* Problem to solve
Print exactly the lines from the first one down to the line containing "border-l-2 border-[#1f7145] flex", both ends included, with no pictures and nothing else.

━━━━━ Dataset content ━━━━━

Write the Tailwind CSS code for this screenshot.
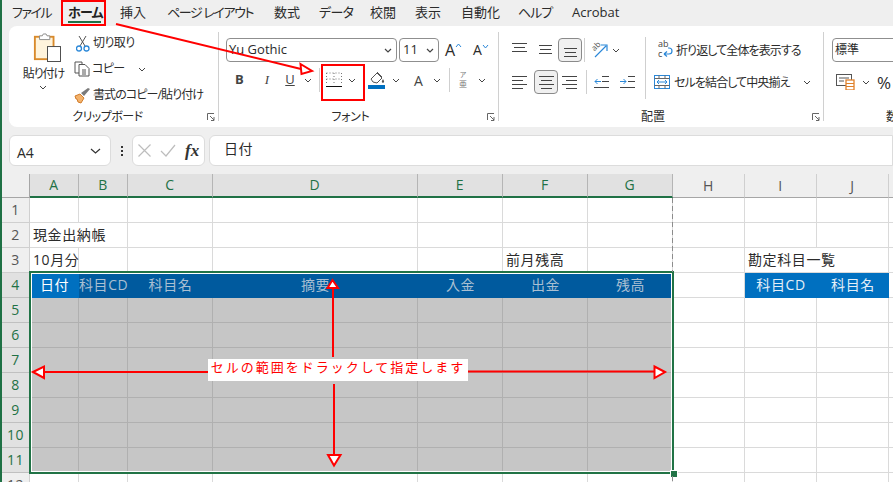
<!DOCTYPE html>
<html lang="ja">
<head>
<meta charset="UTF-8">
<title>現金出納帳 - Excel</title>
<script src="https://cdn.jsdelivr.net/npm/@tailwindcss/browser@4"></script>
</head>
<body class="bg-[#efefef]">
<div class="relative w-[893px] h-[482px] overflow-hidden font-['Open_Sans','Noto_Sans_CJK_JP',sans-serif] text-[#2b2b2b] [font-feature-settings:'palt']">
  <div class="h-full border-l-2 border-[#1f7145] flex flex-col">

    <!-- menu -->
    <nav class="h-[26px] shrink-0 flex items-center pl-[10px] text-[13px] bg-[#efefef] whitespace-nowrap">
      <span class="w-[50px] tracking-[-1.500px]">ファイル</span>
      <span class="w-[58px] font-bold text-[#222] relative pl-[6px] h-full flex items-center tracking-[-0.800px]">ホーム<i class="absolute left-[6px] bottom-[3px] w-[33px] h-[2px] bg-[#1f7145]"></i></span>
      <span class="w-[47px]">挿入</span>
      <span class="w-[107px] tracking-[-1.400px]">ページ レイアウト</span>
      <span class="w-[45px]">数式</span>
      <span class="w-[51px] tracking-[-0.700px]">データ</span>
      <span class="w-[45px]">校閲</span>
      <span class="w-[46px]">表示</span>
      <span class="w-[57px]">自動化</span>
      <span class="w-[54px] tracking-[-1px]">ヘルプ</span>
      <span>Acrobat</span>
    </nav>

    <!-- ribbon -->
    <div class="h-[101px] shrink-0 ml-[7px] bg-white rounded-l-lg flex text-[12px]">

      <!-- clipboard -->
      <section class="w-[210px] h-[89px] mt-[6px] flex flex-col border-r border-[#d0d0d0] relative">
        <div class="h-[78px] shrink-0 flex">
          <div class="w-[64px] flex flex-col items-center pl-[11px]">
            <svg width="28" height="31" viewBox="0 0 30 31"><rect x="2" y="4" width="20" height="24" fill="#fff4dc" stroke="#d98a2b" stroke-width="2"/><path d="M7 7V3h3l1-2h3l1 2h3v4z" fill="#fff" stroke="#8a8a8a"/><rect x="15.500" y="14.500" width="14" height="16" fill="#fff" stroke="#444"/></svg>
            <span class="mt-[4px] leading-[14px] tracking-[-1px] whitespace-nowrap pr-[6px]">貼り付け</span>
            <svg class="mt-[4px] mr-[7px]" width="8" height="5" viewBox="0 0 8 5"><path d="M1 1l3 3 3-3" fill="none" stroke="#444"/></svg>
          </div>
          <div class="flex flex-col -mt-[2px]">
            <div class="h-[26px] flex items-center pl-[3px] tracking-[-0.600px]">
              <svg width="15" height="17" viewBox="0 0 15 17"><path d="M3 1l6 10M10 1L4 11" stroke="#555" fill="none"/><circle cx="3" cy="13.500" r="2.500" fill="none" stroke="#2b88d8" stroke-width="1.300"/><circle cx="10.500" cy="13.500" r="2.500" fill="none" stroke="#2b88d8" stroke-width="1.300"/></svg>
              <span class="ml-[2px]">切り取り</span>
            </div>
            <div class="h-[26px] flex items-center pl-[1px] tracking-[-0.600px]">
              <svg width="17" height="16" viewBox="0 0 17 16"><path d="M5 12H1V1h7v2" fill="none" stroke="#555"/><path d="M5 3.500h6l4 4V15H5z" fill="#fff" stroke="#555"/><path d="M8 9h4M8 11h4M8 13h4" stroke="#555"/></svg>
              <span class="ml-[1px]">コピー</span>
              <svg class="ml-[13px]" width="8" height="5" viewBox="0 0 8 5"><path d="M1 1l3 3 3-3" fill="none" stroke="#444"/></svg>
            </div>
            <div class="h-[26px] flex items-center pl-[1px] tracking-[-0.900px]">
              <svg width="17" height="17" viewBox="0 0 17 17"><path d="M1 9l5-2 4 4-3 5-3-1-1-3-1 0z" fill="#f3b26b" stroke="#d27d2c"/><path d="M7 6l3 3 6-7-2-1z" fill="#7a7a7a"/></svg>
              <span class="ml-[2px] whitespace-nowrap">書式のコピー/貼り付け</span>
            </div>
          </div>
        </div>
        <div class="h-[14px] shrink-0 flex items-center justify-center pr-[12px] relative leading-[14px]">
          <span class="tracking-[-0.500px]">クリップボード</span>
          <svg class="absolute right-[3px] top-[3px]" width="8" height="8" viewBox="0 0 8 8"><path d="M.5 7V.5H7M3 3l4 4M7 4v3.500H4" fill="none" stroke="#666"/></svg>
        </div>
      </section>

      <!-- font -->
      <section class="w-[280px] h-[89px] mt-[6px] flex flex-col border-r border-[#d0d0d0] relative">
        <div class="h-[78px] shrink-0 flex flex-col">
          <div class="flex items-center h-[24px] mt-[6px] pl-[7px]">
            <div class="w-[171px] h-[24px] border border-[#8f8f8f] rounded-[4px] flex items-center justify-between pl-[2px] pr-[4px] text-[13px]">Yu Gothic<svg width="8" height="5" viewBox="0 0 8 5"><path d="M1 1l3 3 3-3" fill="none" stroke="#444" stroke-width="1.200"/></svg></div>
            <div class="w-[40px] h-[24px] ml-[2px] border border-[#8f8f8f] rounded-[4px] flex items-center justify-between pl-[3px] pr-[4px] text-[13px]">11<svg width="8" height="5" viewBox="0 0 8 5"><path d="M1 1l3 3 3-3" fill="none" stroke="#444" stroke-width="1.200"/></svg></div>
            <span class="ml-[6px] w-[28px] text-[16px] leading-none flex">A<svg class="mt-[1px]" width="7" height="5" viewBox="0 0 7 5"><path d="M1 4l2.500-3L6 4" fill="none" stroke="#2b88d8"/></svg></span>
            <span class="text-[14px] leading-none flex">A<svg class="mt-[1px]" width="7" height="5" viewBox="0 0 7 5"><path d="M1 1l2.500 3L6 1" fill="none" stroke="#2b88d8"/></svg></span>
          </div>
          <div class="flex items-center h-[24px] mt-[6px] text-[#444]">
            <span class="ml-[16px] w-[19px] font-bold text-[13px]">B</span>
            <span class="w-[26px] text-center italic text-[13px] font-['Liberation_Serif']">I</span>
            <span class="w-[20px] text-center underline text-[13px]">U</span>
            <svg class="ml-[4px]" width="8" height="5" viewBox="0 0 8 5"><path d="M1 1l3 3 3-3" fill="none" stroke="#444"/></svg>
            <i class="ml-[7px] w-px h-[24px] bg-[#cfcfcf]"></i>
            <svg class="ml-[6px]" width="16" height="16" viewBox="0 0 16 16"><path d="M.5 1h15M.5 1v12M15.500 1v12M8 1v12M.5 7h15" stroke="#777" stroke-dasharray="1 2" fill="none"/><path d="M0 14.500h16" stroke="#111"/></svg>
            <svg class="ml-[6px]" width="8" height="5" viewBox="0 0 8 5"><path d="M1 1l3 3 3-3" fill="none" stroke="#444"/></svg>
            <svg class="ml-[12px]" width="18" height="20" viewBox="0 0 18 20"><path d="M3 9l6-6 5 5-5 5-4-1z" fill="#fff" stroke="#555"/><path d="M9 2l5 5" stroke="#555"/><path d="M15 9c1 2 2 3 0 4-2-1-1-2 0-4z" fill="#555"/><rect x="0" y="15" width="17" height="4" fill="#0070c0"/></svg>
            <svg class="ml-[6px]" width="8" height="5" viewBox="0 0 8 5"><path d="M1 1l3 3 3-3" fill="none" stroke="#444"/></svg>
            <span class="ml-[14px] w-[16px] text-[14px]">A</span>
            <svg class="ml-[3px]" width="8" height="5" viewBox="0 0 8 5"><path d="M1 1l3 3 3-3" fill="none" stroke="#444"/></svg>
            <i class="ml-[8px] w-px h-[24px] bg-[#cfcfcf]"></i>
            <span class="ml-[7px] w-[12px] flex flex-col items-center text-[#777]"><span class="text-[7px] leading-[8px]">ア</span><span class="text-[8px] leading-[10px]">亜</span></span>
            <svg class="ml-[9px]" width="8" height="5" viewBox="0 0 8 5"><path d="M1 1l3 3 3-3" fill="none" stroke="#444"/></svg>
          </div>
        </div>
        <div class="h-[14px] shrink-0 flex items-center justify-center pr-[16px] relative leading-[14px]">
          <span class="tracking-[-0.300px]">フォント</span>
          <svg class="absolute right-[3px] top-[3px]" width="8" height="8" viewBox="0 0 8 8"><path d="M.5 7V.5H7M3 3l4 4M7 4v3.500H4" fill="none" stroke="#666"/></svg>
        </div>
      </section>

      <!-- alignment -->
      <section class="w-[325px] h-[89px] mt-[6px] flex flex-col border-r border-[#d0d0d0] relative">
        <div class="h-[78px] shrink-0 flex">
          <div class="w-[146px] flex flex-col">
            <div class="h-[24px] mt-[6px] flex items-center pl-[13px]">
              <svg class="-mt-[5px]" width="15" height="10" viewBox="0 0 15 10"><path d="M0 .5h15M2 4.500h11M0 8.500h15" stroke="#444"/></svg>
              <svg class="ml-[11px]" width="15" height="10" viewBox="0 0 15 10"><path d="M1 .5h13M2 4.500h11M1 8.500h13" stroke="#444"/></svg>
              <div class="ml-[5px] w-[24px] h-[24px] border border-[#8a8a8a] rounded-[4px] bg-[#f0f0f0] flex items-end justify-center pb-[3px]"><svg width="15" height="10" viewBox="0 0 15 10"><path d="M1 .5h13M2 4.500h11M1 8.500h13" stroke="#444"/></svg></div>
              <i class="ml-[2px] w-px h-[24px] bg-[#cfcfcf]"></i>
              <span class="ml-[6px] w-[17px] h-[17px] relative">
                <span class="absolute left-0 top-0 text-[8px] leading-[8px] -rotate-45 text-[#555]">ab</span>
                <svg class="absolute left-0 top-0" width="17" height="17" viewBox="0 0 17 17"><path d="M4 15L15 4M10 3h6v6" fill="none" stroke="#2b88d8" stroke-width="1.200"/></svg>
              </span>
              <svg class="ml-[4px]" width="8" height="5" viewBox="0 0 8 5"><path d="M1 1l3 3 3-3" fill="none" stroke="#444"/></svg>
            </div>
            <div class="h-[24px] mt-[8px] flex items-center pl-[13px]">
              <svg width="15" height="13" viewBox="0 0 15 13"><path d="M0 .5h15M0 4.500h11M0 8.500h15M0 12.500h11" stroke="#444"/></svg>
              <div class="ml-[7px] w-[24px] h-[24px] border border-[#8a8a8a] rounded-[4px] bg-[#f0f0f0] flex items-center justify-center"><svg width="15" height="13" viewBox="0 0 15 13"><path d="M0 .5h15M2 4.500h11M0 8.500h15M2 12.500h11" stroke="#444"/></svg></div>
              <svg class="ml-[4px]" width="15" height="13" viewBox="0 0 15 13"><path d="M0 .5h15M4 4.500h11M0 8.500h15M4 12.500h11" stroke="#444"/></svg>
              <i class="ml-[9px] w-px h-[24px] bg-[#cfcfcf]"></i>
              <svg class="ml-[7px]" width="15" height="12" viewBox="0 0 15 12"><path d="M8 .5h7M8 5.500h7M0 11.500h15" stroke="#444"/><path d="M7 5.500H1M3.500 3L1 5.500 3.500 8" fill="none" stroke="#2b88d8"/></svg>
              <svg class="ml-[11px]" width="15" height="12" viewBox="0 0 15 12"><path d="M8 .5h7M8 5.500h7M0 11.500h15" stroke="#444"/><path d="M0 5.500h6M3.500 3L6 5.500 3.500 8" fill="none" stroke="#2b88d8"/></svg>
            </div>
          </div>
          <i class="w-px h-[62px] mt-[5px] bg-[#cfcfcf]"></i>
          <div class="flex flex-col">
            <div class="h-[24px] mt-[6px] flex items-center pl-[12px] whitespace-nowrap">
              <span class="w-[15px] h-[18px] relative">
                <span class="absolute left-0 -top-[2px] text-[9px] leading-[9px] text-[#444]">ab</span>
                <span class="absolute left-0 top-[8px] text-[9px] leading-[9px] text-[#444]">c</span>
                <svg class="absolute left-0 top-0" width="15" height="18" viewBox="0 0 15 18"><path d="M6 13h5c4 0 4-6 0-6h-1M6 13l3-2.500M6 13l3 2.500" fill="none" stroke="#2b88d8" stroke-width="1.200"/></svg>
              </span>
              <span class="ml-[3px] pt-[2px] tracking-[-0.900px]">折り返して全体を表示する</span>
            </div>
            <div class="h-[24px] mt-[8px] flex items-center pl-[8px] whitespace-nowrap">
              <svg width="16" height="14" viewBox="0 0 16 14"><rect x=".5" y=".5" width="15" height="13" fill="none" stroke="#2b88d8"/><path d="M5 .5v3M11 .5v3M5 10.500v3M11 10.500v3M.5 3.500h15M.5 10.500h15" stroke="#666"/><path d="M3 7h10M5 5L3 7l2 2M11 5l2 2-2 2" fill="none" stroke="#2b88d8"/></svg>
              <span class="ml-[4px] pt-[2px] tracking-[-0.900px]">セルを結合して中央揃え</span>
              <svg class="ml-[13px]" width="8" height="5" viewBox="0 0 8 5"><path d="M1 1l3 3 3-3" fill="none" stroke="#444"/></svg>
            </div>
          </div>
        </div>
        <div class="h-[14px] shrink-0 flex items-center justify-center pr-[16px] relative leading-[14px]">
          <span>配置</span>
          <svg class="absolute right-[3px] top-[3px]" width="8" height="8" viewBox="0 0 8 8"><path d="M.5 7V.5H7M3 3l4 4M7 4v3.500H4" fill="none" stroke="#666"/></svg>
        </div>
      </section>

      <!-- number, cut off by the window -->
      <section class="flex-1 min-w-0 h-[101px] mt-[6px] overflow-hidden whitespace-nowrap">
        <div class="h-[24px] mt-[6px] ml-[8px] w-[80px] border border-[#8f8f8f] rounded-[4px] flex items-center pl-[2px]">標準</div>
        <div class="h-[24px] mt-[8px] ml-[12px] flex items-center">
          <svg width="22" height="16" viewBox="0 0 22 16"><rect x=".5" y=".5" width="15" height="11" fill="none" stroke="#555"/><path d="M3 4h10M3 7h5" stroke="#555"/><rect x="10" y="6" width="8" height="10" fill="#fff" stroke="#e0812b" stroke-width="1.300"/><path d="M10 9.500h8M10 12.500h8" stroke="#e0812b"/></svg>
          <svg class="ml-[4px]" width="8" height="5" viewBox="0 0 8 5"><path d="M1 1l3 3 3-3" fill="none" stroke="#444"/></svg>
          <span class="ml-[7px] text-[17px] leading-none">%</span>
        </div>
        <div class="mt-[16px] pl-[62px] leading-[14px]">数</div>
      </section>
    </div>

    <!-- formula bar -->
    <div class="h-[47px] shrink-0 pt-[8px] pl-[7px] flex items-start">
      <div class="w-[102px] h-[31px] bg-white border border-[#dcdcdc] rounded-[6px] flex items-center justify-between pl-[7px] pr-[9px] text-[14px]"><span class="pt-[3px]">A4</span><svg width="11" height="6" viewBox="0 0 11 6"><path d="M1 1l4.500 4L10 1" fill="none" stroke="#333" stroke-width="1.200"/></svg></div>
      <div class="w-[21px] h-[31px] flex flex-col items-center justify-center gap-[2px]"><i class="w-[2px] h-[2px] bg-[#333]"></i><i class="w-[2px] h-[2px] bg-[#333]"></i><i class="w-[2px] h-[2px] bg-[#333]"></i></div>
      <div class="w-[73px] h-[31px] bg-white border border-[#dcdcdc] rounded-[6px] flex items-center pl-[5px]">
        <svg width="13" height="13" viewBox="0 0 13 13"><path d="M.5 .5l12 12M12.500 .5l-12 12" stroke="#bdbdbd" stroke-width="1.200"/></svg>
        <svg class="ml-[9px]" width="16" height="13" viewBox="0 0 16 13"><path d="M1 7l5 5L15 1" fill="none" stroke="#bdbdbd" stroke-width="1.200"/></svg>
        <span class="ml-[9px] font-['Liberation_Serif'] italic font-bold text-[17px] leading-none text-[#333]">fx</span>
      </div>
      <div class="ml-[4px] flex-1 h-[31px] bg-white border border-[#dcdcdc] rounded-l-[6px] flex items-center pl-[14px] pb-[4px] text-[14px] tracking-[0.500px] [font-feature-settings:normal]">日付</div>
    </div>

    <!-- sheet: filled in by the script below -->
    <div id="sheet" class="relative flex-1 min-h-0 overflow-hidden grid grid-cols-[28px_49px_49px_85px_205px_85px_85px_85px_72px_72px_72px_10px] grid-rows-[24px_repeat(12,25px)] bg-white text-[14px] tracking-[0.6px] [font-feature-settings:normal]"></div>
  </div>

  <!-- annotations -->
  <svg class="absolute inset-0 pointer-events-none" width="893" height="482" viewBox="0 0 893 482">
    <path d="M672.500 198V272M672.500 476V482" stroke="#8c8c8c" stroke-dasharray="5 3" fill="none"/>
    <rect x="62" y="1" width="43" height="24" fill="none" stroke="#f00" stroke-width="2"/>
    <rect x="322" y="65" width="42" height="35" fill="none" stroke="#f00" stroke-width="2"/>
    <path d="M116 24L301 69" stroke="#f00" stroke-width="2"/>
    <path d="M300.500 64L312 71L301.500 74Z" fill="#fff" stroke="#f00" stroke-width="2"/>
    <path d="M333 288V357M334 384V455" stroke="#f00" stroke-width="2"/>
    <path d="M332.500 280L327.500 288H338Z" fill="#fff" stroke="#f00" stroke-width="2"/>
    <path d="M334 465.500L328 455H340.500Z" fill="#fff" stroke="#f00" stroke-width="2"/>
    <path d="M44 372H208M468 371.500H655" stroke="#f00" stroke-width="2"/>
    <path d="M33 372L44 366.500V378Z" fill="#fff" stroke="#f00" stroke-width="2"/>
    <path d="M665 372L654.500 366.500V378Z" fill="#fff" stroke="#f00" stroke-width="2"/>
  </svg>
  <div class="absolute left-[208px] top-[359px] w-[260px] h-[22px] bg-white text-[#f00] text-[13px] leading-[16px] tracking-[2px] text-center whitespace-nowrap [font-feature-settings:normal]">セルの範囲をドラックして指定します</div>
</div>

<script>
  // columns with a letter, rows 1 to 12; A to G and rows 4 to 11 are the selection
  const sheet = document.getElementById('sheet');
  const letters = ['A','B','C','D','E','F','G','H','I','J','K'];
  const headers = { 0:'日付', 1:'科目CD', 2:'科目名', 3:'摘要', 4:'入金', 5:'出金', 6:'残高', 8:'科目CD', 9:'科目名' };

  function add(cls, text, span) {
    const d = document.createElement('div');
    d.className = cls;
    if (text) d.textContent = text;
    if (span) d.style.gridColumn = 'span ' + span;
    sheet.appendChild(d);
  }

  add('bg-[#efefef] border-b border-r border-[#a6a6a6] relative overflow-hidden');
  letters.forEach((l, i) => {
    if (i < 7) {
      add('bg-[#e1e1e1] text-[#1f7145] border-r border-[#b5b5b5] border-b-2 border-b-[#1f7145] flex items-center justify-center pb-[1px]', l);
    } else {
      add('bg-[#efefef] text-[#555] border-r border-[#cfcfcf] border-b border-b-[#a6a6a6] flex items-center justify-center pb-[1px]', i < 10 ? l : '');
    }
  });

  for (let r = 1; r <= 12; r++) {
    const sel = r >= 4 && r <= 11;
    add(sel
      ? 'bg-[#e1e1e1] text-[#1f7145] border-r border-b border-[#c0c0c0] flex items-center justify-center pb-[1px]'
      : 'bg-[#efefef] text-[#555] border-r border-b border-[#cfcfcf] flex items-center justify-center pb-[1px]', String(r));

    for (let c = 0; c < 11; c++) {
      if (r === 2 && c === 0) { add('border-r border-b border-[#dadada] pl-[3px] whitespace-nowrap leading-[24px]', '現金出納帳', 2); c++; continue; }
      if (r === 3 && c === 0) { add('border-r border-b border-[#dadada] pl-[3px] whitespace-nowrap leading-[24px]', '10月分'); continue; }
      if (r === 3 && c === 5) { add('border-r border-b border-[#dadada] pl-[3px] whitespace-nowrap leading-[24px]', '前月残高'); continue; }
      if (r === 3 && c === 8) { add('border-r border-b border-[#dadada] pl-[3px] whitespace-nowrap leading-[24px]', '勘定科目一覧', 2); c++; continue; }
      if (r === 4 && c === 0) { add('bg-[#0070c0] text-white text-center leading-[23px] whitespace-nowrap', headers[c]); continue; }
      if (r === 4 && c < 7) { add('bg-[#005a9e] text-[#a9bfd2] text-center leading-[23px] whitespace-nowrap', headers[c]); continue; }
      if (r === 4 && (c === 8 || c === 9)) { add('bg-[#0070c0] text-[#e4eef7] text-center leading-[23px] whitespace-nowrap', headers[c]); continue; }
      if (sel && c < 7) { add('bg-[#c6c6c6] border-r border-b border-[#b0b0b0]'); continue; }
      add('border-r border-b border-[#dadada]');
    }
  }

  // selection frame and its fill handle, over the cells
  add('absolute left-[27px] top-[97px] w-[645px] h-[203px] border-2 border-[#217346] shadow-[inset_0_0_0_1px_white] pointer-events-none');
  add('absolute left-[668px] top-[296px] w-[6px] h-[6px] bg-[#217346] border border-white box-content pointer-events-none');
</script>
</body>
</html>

━━━━━

* Worked answer
Write the Tailwind CSS code for this screenshot.
<!DOCTYPE html>
<html lang="ja">
<head>
<meta charset="UTF-8">
<title>現金出納帳 - Excel</title>
<script src="https://cdn.jsdelivr.net/npm/@tailwindcss/browser@4"></script>
</head>
<body class="bg-[#efefef]">
<div class="relative w-[893px] h-[482px] overflow-hidden font-['Open_Sans','Noto_Sans_CJK_JP',sans-serif] text-[#2b2b2b] [font-feature-settings:'palt']">
  <div class="h-full border-l-2 border-[#1f7145] flex flex-col">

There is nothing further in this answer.